### YOUR OBJECTIVE
Output the data word for word, dropping every image.

___ INFORMATION SHOWN ___

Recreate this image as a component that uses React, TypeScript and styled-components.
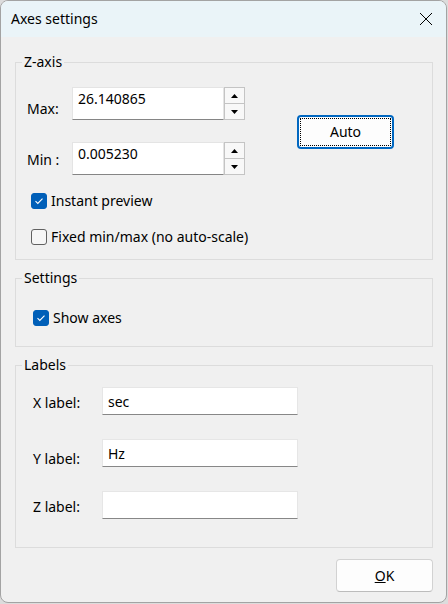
import { Fragment } from 'react';
import styled, { createGlobalStyle } from 'styled-components';

const GlobalStyle = createGlobalStyle`
    html, body {
        margin: 0;
        padding: 0;
        background: #dcdcdc;
    }
    body {
        font-family: "Noto Sans", "Open Sans", sans-serif;
        font-size: 14px;
        color: #000;
    }
`;

const Window = styled.div`
    width: 447px;
    height: 603px;
    box-sizing: border-box;
    border: 1px solid #a3a3a3;
    border-radius: 8px;
    overflow: hidden;
    background: #f0f0f0;
    display: flex;
    flex-direction: column;
`;

const TitleBar = styled.div`
    height: 36px;
    flex: none;
    display: flex;
    align-items: center;
    justify-content: space-between;
    padding: 0 13px 0 10px;
    background: #eaf4f8;
`;

const Title = styled.span`
    font-size: 14px;
    line-height: 20px;
`;

const Body = styled.div`
    flex: 1;
    display: flex;
    flex-direction: column;
    gap: 8px;
    padding: 15px 13px 0 14px;
`;

const GroupBox = styled.fieldset<{ $pt: number; $pb: number }>`
    margin: 0;
    min-width: 0;
    border: 1px solid #dcdcdc;
    padding: ${props => props.$pt}px 8px ${props => props.$pb}px 8px;
`;

const Legend = styled.legend`
    padding: 0 2px;
    margin-left: -2px;
    font-size: 14px;
    line-height: 20px;
`;

const Stack = styled.div<{ $gap: number }>`
    display: flex;
    flex-direction: column;
    gap: ${props => props.$gap}px;
`;

const RangeGrid = styled.div`
    display: grid;
    grid-template-columns: 45px 173px 1fr;
    grid-template-rows: 33px 33px;
    row-gap: 22px;
    margin-left: 3px;
`;

const FieldLabel = styled.label<{ $top: number }>`
    align-self: start;
    padding-top: ${props => props.$top}px;
    line-height: 20px;
    white-space: pre;
`;

const NumberField = styled.div`
    display: flex;
    height: 33px;
`;

const NumberInput = styled.input`
    width: 152px;
    height: 33px;
    box-sizing: border-box;
    border: 1px solid #e4e4e4;
    border-bottom-color: #858585;
    background: #fff;
    padding: 1px 5px 11px;
    font: inherit;
    font-size: 14px;
    color: #000;
    outline: none;
`;

const Spinner = styled.div`
    width: 21px;
    display: flex;
    flex-direction: column;
`;

const SpinButton = styled.div`
    flex: 1;
    box-sizing: border-box;
    border: 1px solid #c4c4c4;
    background: #f8f8f8;
    display: flex;
    align-items: center;
    justify-content: center;
    & + & {
        border-top: none;
    }
`;

const AutoButton = styled.button`
    grid-column: 3;
    grid-row: 1 / span 2;
    align-self: center;
    justify-self: start;
    margin-left: 52px;
    margin-top: 1px;
    position: relative;
    width: 97px;
    height: 34px;
    border: 2px solid #0067c0;
    border-radius: 4px;
    background: #fdfdfd;
    font: inherit;
    font-size: 14px;
    color: #000;
    padding: 0;
    &::after {
        content: '';
        position: absolute;
        inset: 1px;
        border: 1px dotted #000;
    }
`;

const CheckRow = styled.label<{ $indent: number }>`
    display: flex;
    align-items: center;
    gap: 4px;
    height: 21px;
    margin-left: ${props => props.$indent}px;
    line-height: 20px;
`;

const CheckBox = styled.span<{ $checked: boolean }>`
    width: 16px;
    height: 16px;
    box-sizing: border-box;
    border-radius: 3px;
    display: flex;
    align-items: center;
    justify-content: center;
    background: ${props => (props.$checked ? '#005fb8' : '#f6f6f6')};
    border: 1px solid ${props => (props.$checked ? '#005fb8' : '#616161')};
`;

const LabelsGrid = styled.div`
    display: grid;
    grid-template-columns: 69px 196px;
    grid-auto-rows: 28px;
    row-gap: 24px;
    margin-left: 9px;
`;

const TextInput = styled.input`
    width: 196px;
    height: 28px;
    box-sizing: border-box;
    border: 1px solid #e6e6e6;
    border-bottom-color: #878787;
    background: #fff;
    padding: 0 5px;
    font: inherit;
    font-size: 14px;
    color: #000;
    outline: none;
`;

const Footer = styled.div`
    display: flex;
    justify-content: flex-end;
    margin-top: 3px;
`;

const OkButton = styled.button`
    width: 97px;
    height: 33px;
    border: 1px solid #d2d2d2;
    border-bottom-color: #bcbcbc;
    border-radius: 4px;
    background: #fdfdfd;
    font: inherit;
    font-size: 14px;
    color: #000;
    padding: 0;
`;

const Check = ({ checked }: { checked: boolean }) => (
    <CheckBox $checked={checked}>
        {checked && (
            <svg width="10" height="10" viewBox="0 0 10 10">
                <polyline points="1.5,5.2 3.8,7.4 8.5,2.6" fill="none" stroke="#fff" strokeWidth="1.1" />
            </svg>
        )}
    </CheckBox>
);

const Arrow = ({ up }: { up: boolean }) => (
    <svg width="7" height="4" viewBox="0 0 7 4">
        <polygon points={up ? '0,4 7,4 3.5,0' : '0,0 7,0 3.5,4'} fill="#000" />
    </svg>
);

const SpinBox = ({ value }: { value: string }) => (
    <NumberField>
        <NumberInput readOnly defaultValue={value} />
        <Spinner>
            <SpinButton>
                <Arrow up />
            </SpinButton>
            <SpinButton>
                <Arrow up={false} />
            </SpinButton>
        </Spinner>
    </NumberField>
);

const labelRows = [
    { name: 'X label:', value: 'sec', top: 6 },
    { name: 'Y label:', value: 'Hz', top: 10 },
    { name: 'Z label:', value: '', top: 6 },
];

const App = () => {
    return (
        <>
            <GlobalStyle />
            <Window>
                <TitleBar>
                    <Title>Axes settings</Title>
                    <svg width="14" height="14" viewBox="0 0 14 14">
                        <path d="M1 1 L13 13 M13 1 L1 13" stroke="#000" strokeWidth="1" />
                    </svg>
                </TitleBar>
                <Body>
                    <GroupBox $pt={15} $pb={12}>
                        <Legend>Z-axis</Legend>
                        <Stack $gap={15}>
                            <RangeGrid>
                                <FieldLabel $top={12}>Max:</FieldLabel>
                                <SpinBox value="26.140865" />
                                <AutoButton>Auto</AutoButton>
                                <FieldLabel $top={8}>Min :</FieldLabel>
                                <SpinBox value="0.005230" />
                            </RangeGrid>
                            <CheckRow $indent={7}>
                                <Check checked />
                                Instant preview
                            </CheckRow>
                            <CheckRow $indent={7}>
                                <Check checked={false} />
                                Fixed min/max (no auto-scale)
                            </CheckRow>
                        </Stack>
                    </GroupBox>
                    <GroupBox $pt={19} $pb={18}>
                        <Legend>Settings</Legend>
                        <CheckRow $indent={9}>
                            <Check checked />
                            Show axes
                        </CheckRow>
                    </GroupBox>
                    <GroupBox $pt={12} $pb={28}>
                        <Legend>Labels</Legend>
                        <LabelsGrid>
                            {labelRows.map(row => (
                                <Fragment key={row.name}>
                                    <FieldLabel $top={row.top}>{row.name}</FieldLabel>
                                    <TextInput readOnly defaultValue={row.value} />
                                </Fragment>
                            ))}
                        </LabelsGrid>
                    </GroupBox>
                    <Footer>
                        <OkButton>
                            <u>O</u>K
                        </OkButton>
                    </Footer>
                </Body>
            </Window>
        </>
    );
};

export default App;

___

### RESPONSE FOR THIS EXERCISE
Recreate this image as a component that uses React, TypeScript and styled-components.
import { Fragment } from 'react';
import styled, { createGlobalStyle } from 'styled-components';

const GlobalStyle = createGlobalStyle`
    html, body {
        margin: 0;
        padding: 0;
        background: #dcdcdc;
    }
    body {
        font-family: "Noto Sans", "Open Sans", sans-serif;
        font-size: 14px;
        color: #000;
    }
`;

const Window = styled.div`
    width: 447px;
    height: 603px;
    box-sizing: border-box;
    border: 1px solid #a3a3a3;
    border-radius: 8px;
    overflow: hidden;
    background: #f0f0f0;
    display: flex;
    flex-direction: column;
`;

const TitleBar = styled.div`
    height: 36px;
    flex: none;
    display: flex;
    align-items: center;
    justify-content: space-between;
    padding: 0 13px 0 10px;
    background: #eaf4f8;
`;

const Title = styled.span`
    font-size: 14px;
    line-height: 20px;
`;

const Body = styled.div`
    flex: 1;
    display: flex;
    flex-direction: column;
    gap: 8px;
    padding: 15px 13px 0 14px;
`;

const GroupBox = styled.fieldset<{ $pt: number; $pb: number }>`
    margin: 0;
    min-width: 0;
    border: 1px solid #dcdcdc;
    padding: ${props => props.$pt}px 8px ${props => props.$pb}px 8px;
`;

const Legend = styled.legend`
    padding: 0 2px;
    margin-left: -2px;
    font-size: 14px;
    line-height: 20px;
`;

const Stack = styled.div<{ $gap: number }>`
    display: flex;
    flex-direction: column;
    gap: ${props => props.$gap}px;
`;

const RangeGrid = styled.div`
    display: grid;
    grid-template-columns: 45px 173px 1fr;
    grid-template-rows: 33px 33px;
    row-gap: 22px;
    margin-left: 3px;
`;

const FieldLabel = styled.label<{ $top: number }>`
    align-self: start;
    padding-top: ${props => props.$top}px;
    line-height: 20px;
    white-space: pre;
`;

const NumberField = styled.div`
    display: flex;
    height: 33px;
`;

const NumberInput = styled.input`
    width: 152px;
    height: 33px;
    box-sizing: border-box;
    border: 1px solid #e4e4e4;
    border-bottom-color: #858585;
    background: #fff;
    padding: 1px 5px 11px;
    font: inherit;
    font-size: 14px;
    color: #000;
    outline: none;
`;

const Spinner = styled.div`
    width: 21px;
    display: flex;
    flex-direction: column;
`;

const SpinButton = styled.div`
    flex: 1;
    box-sizing: border-box;
    border: 1px solid #c4c4c4;
    background: #f8f8f8;
    display: flex;
    align-items: center;
    justify-content: center;
    & + & {
        border-top: none;
    }
`;

const AutoButton = styled.button`
    grid-column: 3;
    grid-row: 1 / span 2;
    align-self: center;
    justify-self: start;
    margin-left: 52px;
    margin-top: 1px;
    position: relative;
    width: 97px;
    height: 34px;
    border: 2px solid #0067c0;
    border-radius: 4px;
    background: #fdfdfd;
    font: inherit;
    font-size: 14px;
    color: #000;
    padding: 0;
    &::after {
        content: '';
        position: absolute;
        inset: 1px;
        border: 1px dotted #000;
    }
`;

const CheckRow = styled.label<{ $indent: number }>`
    display: flex;
    align-items: center;
    gap: 4px;
    height: 21px;
    margin-left: ${props => props.$indent}px;
    line-height: 20px;
`;

const CheckBox = styled.span<{ $checked: boolean }>`
    width: 16px;
    height: 16px;
    box-sizing: border-box;
    border-radius: 3px;
    display: flex;
    align-items: center;
    justify-content: center;
    background: ${props => (props.$checked ? '#005fb8' : '#f6f6f6')};
    border: 1px solid ${props => (props.$checked ? '#005fb8' : '#616161')};
`;

const LabelsGrid = styled.div`
    display: grid;
    grid-template-columns: 69px 196px;
    grid-auto-rows: 28px;
    row-gap: 24px;
    margin-left: 9px;
`;

const TextInput = styled.input`
    width: 196px;
    height: 28px;
    box-sizing: border-box;
    border: 1px solid #e6e6e6;
    border-bottom-color: #878787;
    background: #fff;
    padding: 0 5px;
    font: inherit;
    font-size: 14px;
    color: #000;
    outline: none;
`;

const Footer = styled.div`
    display: flex;
    justify-content: flex-end;
    margin-top: 3px;
`;

const OkButton = styled.button`
    width: 97px;
    height: 33px;
    border: 1px solid #d2d2d2;
    border-bottom-color: #bcbcbc;
    border-radius: 4px;
    background: #fdfdfd;
    font: inherit;
    font-size: 14px;
    color: #000;
    padding: 0;
`;

const Check = ({ checked }: { checked: boolean }) => (
    <CheckBox $checked={checked}>
        {checked && (
            <svg width="10" height="10" viewBox="0 0 10 10">
                <polyline points="1.5,5.2 3.8,7.4 8.5,2.6" fill="none" stroke="#fff" strokeWidth="1.1" />
            </svg>
        )}
    </CheckBox>
);

const Arrow = ({ up }: { up: boolean }) => (
    <svg width="7" height="4" viewBox="0 0 7 4">
        <polygon points={up ? '0,4 7,4 3.5,0' : '0,0 7,0 3.5,4'} fill="#000" />
    </svg>
);

const SpinBox = ({ value }: { value: string }) => (
    <NumberField>
        <NumberInput readOnly defaultValue={value} />
        <Spinner>
            <SpinButton>
                <Arrow up />
            </SpinButton>
            <SpinButton>
                <Arrow up={false} />
            </SpinButton>
        </Spinner>
    </NumberField>
);

const labelRows = [
    { name: 'X label:', value: 'sec', top: 6 },
    { name: 'Y label:', value: 'Hz', top: 10 },
    { name: 'Z label:', value: '', top: 6 },
];

const App = () => {
    return (
        <>
            <GlobalStyle />
            <Window>
                <TitleBar>
                    <Title>Axes settings</Title>
                    <svg width="14" height="14" viewBox="0 0 14 14">
                        <path d="M1 1 L13 13 M13 1 L1 13" stroke="#000" strokeWidth="1" />
                    </svg>
                </TitleBar>
                <Body>
                    <GroupBox $pt={15} $pb={12}>
                        <Legend>Z-axis</Legend>
                        <Stack $gap={15}>
                            <RangeGrid>
                                <FieldLabel $top={12}>Max:</FieldLabel>
                                <SpinBox value="26.140865" />
                                <AutoButton>Auto</AutoButton>
                                <FieldLabel $top={8}>Min :</FieldLabel>
                                <SpinBox value="0.005230" />
                            </RangeGrid>
                            <CheckRow $indent={7}>
                                <Check checked />
                                Instant preview
                            </CheckRow>
                            <CheckRow $indent={7}>
                                <Check checked={false} />
                                Fixed min/max (no auto-scale)
                            </CheckRow>
                        </Stack>
                    </GroupBox>
                    <GroupBox $pt={19} $pb={18}>
                        <Legend>Settings</Legend>
                        <CheckRow $indent={9}>
                            <Check checked />
                            Show axes
                        </CheckRow>
                    </GroupBox>
                    <GroupBox $pt={12} $pb={28}>
                        <Legend>Labels</Legend>
                        <LabelsGrid>
                            {labelRows.map(row => (
                                <Fragment key={row.name}>
                                    <FieldLabel $top={row.top}>{row.name}</FieldLabel>
                                    <TextInput readOnly defaultValue={row.value} />
                                </Fragment>
                            ))}
                        </LabelsGrid>
                    </GroupBox>
                    <Footer>
                        <OkButton>
                            <u>O</u>K
                        </OkButton>
                    </Footer>
                </Body>
            </Window>
        </>
    );
};

export default App;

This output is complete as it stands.